In Paris und Wien haben erste Lokale dieser Art eröffnet

Jede italienische Stadt hat ihre eigenen Treffpunkte für das Apericena und jede Bar hat ihr eigenes Angebot. Nicht alles ist gut. Häufig gibt es vor allem sättigende und frittierte Häppchen. Aber einige Lokale legen sich richtig ins Zeug und bieten auch ungewöhnliche Speisen an oder setzen regionale und saisonale Schwerpunkte und servieren exotischere Speisen wie Sushi oder Sashimi. Manche Bars betten das Ganze in Musik- oder Themenabende ein. Längst sind es nicht mehr nur junge Leute, die das neuartige Abendessen für sich entdeckt haben. Apericena ist inzwischen quer durch alle Altersklassen sehr beliebt. Für die Gastronomen scheint es sich zu lohnen, gemessen am immer umfangreicheren Angebot. Der eine oder andere Kunde bestellt gern noch ein weiteres Getränk dazu, und die Lohnkosten für das Personal sind niedrig.

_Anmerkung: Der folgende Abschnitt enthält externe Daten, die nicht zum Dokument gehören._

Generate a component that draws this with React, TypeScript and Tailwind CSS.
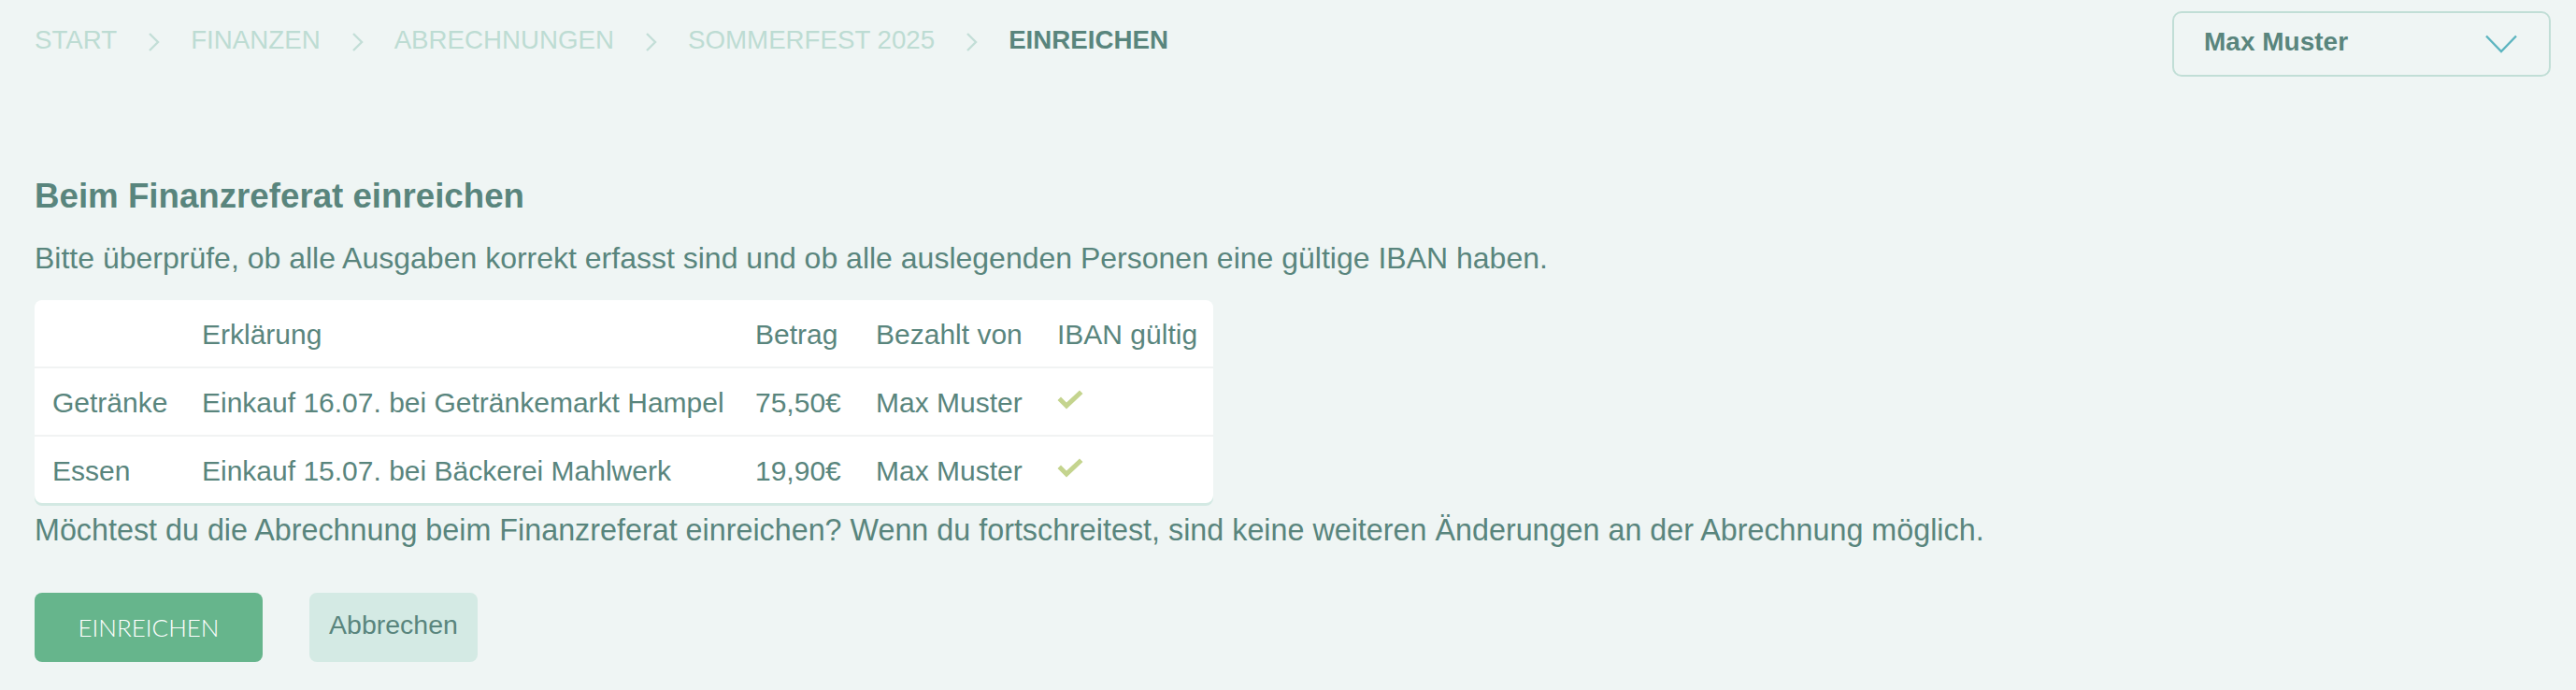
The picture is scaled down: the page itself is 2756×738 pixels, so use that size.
import { ReactNode } from "react";

const crumbs = ["START", "FINANZEN", "ABRECHNUNGEN", "SOMMERFEST 2025"];

const rows = [
  { cat: "Getränke", text: "Einkauf 16.07. bei Getränkemarkt Hampel", amount: "75,50€", by: "Max Muster" },
  { cat: "Essen", text: "Einkauf 15.07. bei Bäckerei Mahlwerk", amount: "19,90€", by: "Max Muster" },
];

function Crumb() {
  return (
    <svg className="mx-[33px] mt-[6px] h-[20px] w-[13px]" viewBox="0 0 13 20" fill="none">
      <path d="M2 1 L11 10 L2 19" stroke="#c3ded7" strokeWidth="2.4" />
    </svg>
  );
}

function Check() {
  return (
    <svg className="mt-[1px] h-[21px] w-[28px]" viewBox="0 0 28 21">
      <path d="M0.5 11 L4 7.5 L10 13.5 L24 0.5 L27.5 4 L10 20.5 Z" fill="#c4d48e" />
    </svg>
  );
}

function Row({ cells, first }: { cells: ReactNode[]; first?: boolean }) {
  return (
    <div
      className={
        "grid grid-cols-[160px_592px_129px_194px_186px] " +
        (first ? "" : "border-t-2 border-[#f1f3f3]")
      }
    >
      {cells.map((c, i) => (
        <div key={i} className="px-[19px] pt-[22px] pb-[19px] text-[30px] leading-[30px] whitespace-nowrap">
          {c}
        </div>
      ))}
    </div>
  );
}

export default function App() {
  return (
    <div
      className="min-h-[738px] bg-[#eff5f4] text-[#59857d] text-[32px]"
      style={{ fontFamily: '"Liberation Sans", Arial, sans-serif' }}
    >
      <header className="flex items-start justify-between pl-[37px] pr-[27px] pt-[12px]">
        <nav className="flex items-start pt-[17px] text-[27.7px] leading-[28px]">
          {crumbs.map((c) => (
            <div key={c} className="flex items-start">
              <span className="text-[#bddcd3]">{c}</span>
              <Crumb />
            </div>
          ))}
          <span className="font-bold">EINREICHEN</span>
        </nav>
        <button className="flex h-[70px] w-[405px] items-center justify-between rounded-[10px] border-2 border-[#c1ded6] pl-[32px] pr-[34px]">
          <span className="mb-[4px] text-[28px] font-bold leading-[28px]">Max Muster</span>
          <svg className="h-[20px] w-[34px]" viewBox="0 0 34 20" fill="none">
            <path d="M1 1.5 L17 18 L33 1.5" stroke="#5db5c0" strokeWidth="2.4" />
          </svg>
        </button>
      </header>

      <main className="pl-[37px]">
        <h2 className="mt-[110px] text-[36.7px] font-bold leading-[36px]">Beim Finanzreferat einreichen</h2>
        <p className="mt-[32px] leading-[32px]">
          Bitte überprüfe, ob alle Ausgaben korrekt erfasst sind und ob alle auslegenden Personen eine gültige IBAN haben.
        </p>

        <div className="mt-[29px] w-[1261px] rounded-[8px] bg-white shadow-[0_3px_0_#d3e9e3]">
          <Row first cells={["", "Erklärung", "Betrag", "Bezahlt von", "IBAN gültig"]} />
          {rows.map((r) => (
            <Row key={r.cat} cells={[r.cat, r.text, r.amount, r.by, <Check />]} />
          ))}
        </div>

        <p className="mt-[13px] text-[32.3px] leading-[32px]">
          Möchtest du die Abrechnung beim Finanzreferat einreichen? Wenn du fortschreitest, sind keine weiteren Änderungen an der Abrechnung möglich.
        </p>

        <div className="mt-[51px] flex gap-[50px]">
          <button
            className="h-[74px] w-[244px] rounded-[8px] bg-[#66b58c] text-[26px] font-light text-white"
            style={{ fontFamily: "Lato, sans-serif" }}
          >
            EINREICHEN
          </button>
          <button className="h-[74px] w-[180px] rounded-[8px] bg-[#d4eae4] pb-[6px] text-[28.5px]">Abbrechen</button>
        </div>
      </main>
    </div>
  );
}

Erst ganz allmählich setzt sich das Apericena auch in anderen Ländern durch, wobei Deutschland eher zu den Nachzüglern zählt – vermutlich auch deshalb, weil die Kosten höher sind und es keine wirkliche Apéritif-Kultur gibt. In Paris und Wien sind erste Lokale dieser Art eröffnet worden.

Doch wer dem modernen Abendsnack nichts abgewinnen kann, der muss sich keine Sorgen machen. Es gibt noch immer genug klassische Restaurants mit sehr attraktiven Essensangeboten in Italien.

Italien – Land des Genusses

Getränke
 Italien ist das Land des guten Essens und der Aperitifs. Neben Wermut hat das Land auch klassische Aperitife wie Campari, Aperol, Cynar, Averna oder Schaumweine wie Prosecco und Franciacorta im Angebot. Daraus lassen sich diverse Cocktails mixen. Zu den bekanntesten Cocktails des Landes gehören Campari und Aperol Spritz, Negroni, Negroni Sbagliato, Americano, Martini Dry oder Bellini.

Export
 Italien gehört zu den weltweit größten Exporteuren von landwirtschaftlichen Produkten und Lebensmitteln. Die Ausfuhren stiegen 2022 um 18,5 Prozent auf 48,9 Milliarden Euro. Wichtigste Abnehmer waren Deutschland und – an zweiter Stelle – die USA.

Angebot
Die Angebotspalette reicht – abgesehen von Spirituosen und Wein – über Käsesorten wie Parmesan, Ricotta, Mozzarella und Gorgonzola, Wurstwaren wie Salami, Mortadella und Schinken, Pasta, Reis, Süßwaren, Obst und Gemüse bis zu Fruchtsaft, Mineralwasser und Kaffee.